The slight issue here is that the group’s subject matter wasn’t quite so mainstream as it is now. Back in 2000, superheroes and comic books were still perceived as a relatively niche, nerdy pastime. It’s also a vast genre featuring countless characters – and potential copyright claims – thus, Cartoon Heroes isn’t ever able to commit quite as fully as you suspect it might want to. Nonetheless, it does manage to squeeze in a few recognisable names: “Here comes Spider-Man, an arachnophobian / Here comes Superman from never-never land”. There’s no doubt, however, that were the track to be written today, it could delve more extensively into characterisation. In that sense, where Cartoon Heroes best succeeds is in its examination of the creation of comic books themselves. Lyrics like: “All dots and lines that speak and say, what we do is what you wish to do” and: “We came out of a crazy mind, uh-woah, and walked out on a PIECE of paper” feel just that little bit smarter and stop the track from veering totally into the realm of music that sounds like it was written for young children, which is not what Aqua were about.
Yet, evidently, the group still felt a sense of social responsibility, because Cartoon Heroes is granted a hook that feels curiously defeatist. Pop music – and comic books – are all about empowerment, imagination and aspiration. Therefore, the line: “What we do is what you just can’t do” is a weird assertion – however true it may be – to make, even more, the fact that it’s repeated so many times. It puts Aqua in a position where, rather than push the realms of possibility, they’re setting boundaries and creating a hierarchical distance between themselves and the audience.
Luckily, there’s a significant juxtaposition between what the group are singing and how it sounds. Cartoon Heroes is a HUGE pop song; it sounds bigger and bolder than anything they’d released before and yet is still very distinctively an Aqua single. That much is evident from the pounding drums in the intro alone. The track goes for a slow build (well, as slow as the group were ever going to be capable of) and gradually grows into an orchestral-dance beast. Every inch of the production is so perfectly pitched to make the statement that Aqua were back. The hooks are strong, the chorus is utterly euphoric, and as a pop package, it sounds absolutely epic.

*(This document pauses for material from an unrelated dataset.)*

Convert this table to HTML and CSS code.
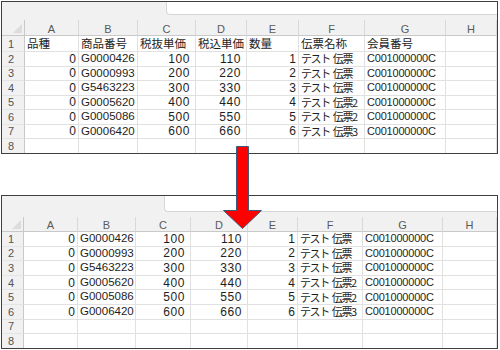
FILE: index.html
```html
<!DOCTYPE html>
<html lang="ja">
<head>
<meta charset="utf-8">
<link rel="stylesheet" href="styles.css">
</head>
<body>
<div class="page">
  <div class="sheet sheet-top">
    <div class="strip"><div class="fbox"></div></div>
    <div class="grid">
      <div class="hc corner"><span class="tri"></span></div><div class="hc">A</div><div class="hc">B</div><div class="hc">C</div><div class="hc">D</div><div class="hc">E</div><div class="hc">F</div><div class="hc">G</div><div class="hc">H</div>
      <div class="rh r1">1</div><div class="c jp r1">品種</div><div class="c jp r1">商品番号</div><div class="c jp r1">税抜単価</div><div class="c jp r1">税込単価</div><div class="c jp r1">数量</div><div class="c jp r1">伝票名称</div><div class="c jp r1">会員番号</div><div class="c r1"></div>
      <div class="rh">2</div><div class="c n">0</div><div class="c g">G0000426</div><div class="c n w">100</div><div class="c n w">110</div><div class="c n">1</div><div class="c jp k">テスト 伝票</div><div class="c m">C001000000C</div><div class="c"></div>
      <div class="rh">3</div><div class="c n">0</div><div class="c g">G0000993</div><div class="c n w">200</div><div class="c n w">220</div><div class="c n">2</div><div class="c jp k">テスト 伝票</div><div class="c m">C001000000C</div><div class="c"></div>
      <div class="rh">4</div><div class="c n">0</div><div class="c g">G5463223</div><div class="c n w">300</div><div class="c n w">330</div><div class="c n">3</div><div class="c jp k">テスト 伝票</div><div class="c m">C001000000C</div><div class="c"></div>
      <div class="rh">5</div><div class="c n">0</div><div class="c g">G0005620</div><div class="c n w">400</div><div class="c n w">440</div><div class="c n">4</div><div class="c jp k">テスト 伝票2</div><div class="c m">C001000000C</div><div class="c"></div>
      <div class="rh">6</div><div class="c n">0</div><div class="c g">G0005086</div><div class="c n w">500</div><div class="c n w">550</div><div class="c n">5</div><div class="c jp k">テスト 伝票2</div><div class="c m">C001000000C</div><div class="c"></div>
      <div class="rh">7</div><div class="c n">0</div><div class="c g">G0006420</div><div class="c n w">600</div><div class="c n w">660</div><div class="c n">6</div><div class="c jp k">テスト 伝票3</div><div class="c m">C001000000C</div><div class="c"></div>
      <div class="rh">8</div><div class="c"></div><div class="c"></div><div class="c"></div><div class="c"></div><div class="c"></div><div class="c"></div><div class="c"></div><div class="c"></div>
    </div>
  </div>

  <div class="sheet sheet-bottom">
    <div class="strip"><div class="fbox"></div></div>
    <div class="grid">
      <div class="hc corner"><span class="tri"></span></div><div class="hc">A</div><div class="hc">B</div><div class="hc">C</div><div class="hc">D</div><div class="hc">E</div><div class="hc">F</div><div class="hc">G</div><div class="hc">H</div>
      <div class="rh">1</div><div class="c n">0</div><div class="c g">G0000426</div><div class="c n w">100</div><div class="c n w">110</div><div class="c n">1</div><div class="c jp k">テスト 伝票</div><div class="c m">C001000000C</div><div class="c"></div>
      <div class="rh">2</div><div class="c n">0</div><div class="c g">G0000993</div><div class="c n w">200</div><div class="c n w">220</div><div class="c n">2</div><div class="c jp k">テスト 伝票</div><div class="c m">C001000000C</div><div class="c"></div>
      <div class="rh">3</div><div class="c n">0</div><div class="c g">G5463223</div><div class="c n w">300</div><div class="c n w">330</div><div class="c n">3</div><div class="c jp k">テスト 伝票</div><div class="c m">C001000000C</div><div class="c"></div>
      <div class="rh">4</div><div class="c n">0</div><div class="c g">G0005620</div><div class="c n w">400</div><div class="c n w">440</div><div class="c n">4</div><div class="c jp k">テスト 伝票2</div><div class="c m">C001000000C</div><div class="c"></div>
      <div class="rh">5</div><div class="c n">0</div><div class="c g">G0005086</div><div class="c n w">500</div><div class="c n w">550</div><div class="c n">5</div><div class="c jp k">テスト 伝票2</div><div class="c m">C001000000C</div><div class="c"></div>
      <div class="rh">6</div><div class="c n">0</div><div class="c g">G0006420</div><div class="c n w">600</div><div class="c n w">660</div><div class="c n">6</div><div class="c jp k">テスト 伝票3</div><div class="c m">C001000000C</div><div class="c"></div>
      <div class="rh">7</div><div class="c"></div><div class="c"></div><div class="c"></div><div class="c"></div><div class="c"></div><div class="c"></div><div class="c"></div><div class="c"></div>
      <div class="rh">8</div><div class="c"></div><div class="c"></div><div class="c"></div><div class="c"></div><div class="c"></div><div class="c"></div><div class="c"></div><div class="c"></div>
    </div>
  </div>

  <svg class="arrow" width="42" height="86" viewBox="0 0 42 86">
    <polygon points="14.5,1.5 26.5,1.5 26.5,65.5 39.5,65.5 20.5,83.5 1.5,65.5 14.5,65.5" fill="#ff0000" stroke="#3d5a78" stroke-width="1"/>
  </svg>
</div>
</body>
</html>
```

FILE: styles.css
```css
html, body {
  margin: 0;
  padding: 0;
  background: #ffffff;
}

.page {
  position: relative;
  width: 500px;
  height: 350px;
  overflow: hidden;
  padding-top: 1px;
  box-sizing: border-box;
  font-family: "Liberation Sans", Arial, "Noto Sans CJK JP", sans-serif;
  color: #1e1e1e;
}

.sheet {
  margin-left: 1px;
  width: 497px;
  box-sizing: border-box;
  border: 1px solid #3f3f3f;
  background: #ffffff;
  overflow: hidden;
}

.sheet-top {
  height: 153px;
}

.sheet-bottom {
  margin-top: 41px;
  height: 154px;
}

.strip {
  background: #f1f1f1;
  display: flex;
  justify-content: flex-end;
  align-items: flex-start;
}

.sheet-top .strip { height: 18px; }
.sheet-bottom .strip { height: 21px; }

.fbox {
  background: #ffffff;
  border-left: 1px solid #d6d6d6;
  border-bottom: 1px solid #d6d6d6;
  border-bottom-left-radius: 4px;
  box-sizing: border-box;
}

.sheet-top .fbox { width: 331px; height: 13px; }
.sheet-bottom .fbox { width: 333px; height: 16px; }

.grid {
  display: grid;
}

.sheet-top .grid {
  grid-template-columns: 23px 54px 59px 58px 51px 52px 66px 81px 51px;
  grid-template-rows: 16px 16px repeat(7, 14.5px);
}

.sheet-bottom .grid {
  grid-template-columns: 22px 54px 58px 55px 57px 50px 65px 80px 54px;
  grid-template-rows: 15px repeat(8, 14.6px);
}

.hc {
  background: #f1f1f1;
  border-right: 1px solid #d9d9d9;
  border-bottom: 1px solid #c9c9c9;
  box-sizing: border-box;
  font-size: 11px;
  color: #5a5a5a;
  display: flex;
  align-items: center;
  justify-content: center;
  padding-top: 2px;
}

.corner {
  position: relative;
  border-right-color: #c9c9c9;
}

.tri {
  position: absolute;
  right: 2px;
  bottom: 2px;
  width: 0;
  height: 0;
  border-left: 9px solid transparent;
  border-bottom: 9px solid #dcdcdc;
}

.rh {
  background: #f1f1f1;
  border-right: 1px solid #c9c9c9;
  border-bottom: 1px solid #e4e4e4;
  box-sizing: border-box;
  font-size: 11px;
  color: #555555;
  display: flex;
  align-items: center;
  padding-left: 6px;
}

.c {
  border-right: 1px solid #e1e1e1;
  border-bottom: 1px solid #e1e1e1;
  box-sizing: border-box;
  font-size: 12px;
  display: flex;
  align-items: center;
  white-space: pre;
  overflow: visible;
  padding: 0 2px;
  line-height: 1;
}

.n {
  justify-content: flex-end;
  padding-right: 2px;
}

.w {
  letter-spacing: 0.6px;
  padding-right: 5px;
}

.g {
  font-size: 11.5px;
}

.m {
  font-size: 11px;
  letter-spacing: -0.2px;
}

.jp {
  font-family: "Noto Sans CJK JP", sans-serif;
  font-size: 11.5px;
}

.k {
  font-size: 11px;
  letter-spacing: -1.4px;
  word-spacing: 2px;
}

.arrow {
  position: absolute;
  left: 222px;
  top: 145px;
}
```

That same principle is similarly extended to the music video for Cartoon Heroes. Unlike Aqua’s first album where their videos were clearly a decent investment but styled to look kitsch and naff, this one makes no qualms about flaunting its sizeable budget at every opportunity: Giant one-eyed octopus terrorising a city? Sure. The group floating in an anti-gravity chamber? Why the hell not. A flight vessel that can also go underwater? Heck, yes. Aqua deserved a video like this after selling 16 million albums in just nine months and establishing themselves as one of the biggest pop acts on the planet. It felt like recognition of their achievement, but it’s also a huge shift in visual tone for the group, and at times it was perhaps a bit too drastic. While you couldn’t ever accuse Cartoon Heroes of having a ‘serious’ concept, the humour does feel a little more adult; at one point Renéis seen reading a copy of ‘Playalien’ featuring a topless cover star with four – very visible – breasts. The main problem here, though, is that once the action moves underwater, the video oddly becomes rather dull and murky. The group do battle with the rampaging octopus, but you can’t see what’s happening, so muted is the colour-palette. It’s a far cry from the bright, vivid aesthetic associated with Aqua and – to a certain extent – misrepresented what they had become, however impressive a set-piece it is.
Cartoon Heroes peaked at #7 in the UK, and that was a problem for Aqua. Sure, it was an improvement on Good Morning Sunshine, but when you have to compare the first single from a new album with the fifth single from the last one to find a positive commercial trend, then there’s an issue. And it wasn’t anything Aqua had done. The group had proudly embraced their larger-than-life, cartoony brand of pop music; they made no apologies for it, and they were bloody good at what they did. But the charts had grown up a little bit – certainly more than Aqua had any intention of doing – and so while Cartoon Heroes is a tremendous pop song, it was suddenly hard to place where its market was. That was most definitely reflected in its commercial performance. The single wasn’t a flop by any means – indeed it spent more time in the Top 75 than Turn Back Time – but it flew under the radar, which wasn’t quite what Aqua needed from a track that was launching their second album.
Perhaps then, it is best not to judge Cartoon Heroes by its immediate impact, but the lasting legacy it left in the Marvel Cinematic Universe, which would (possibly) never have existed were it not for the genius of Aqua.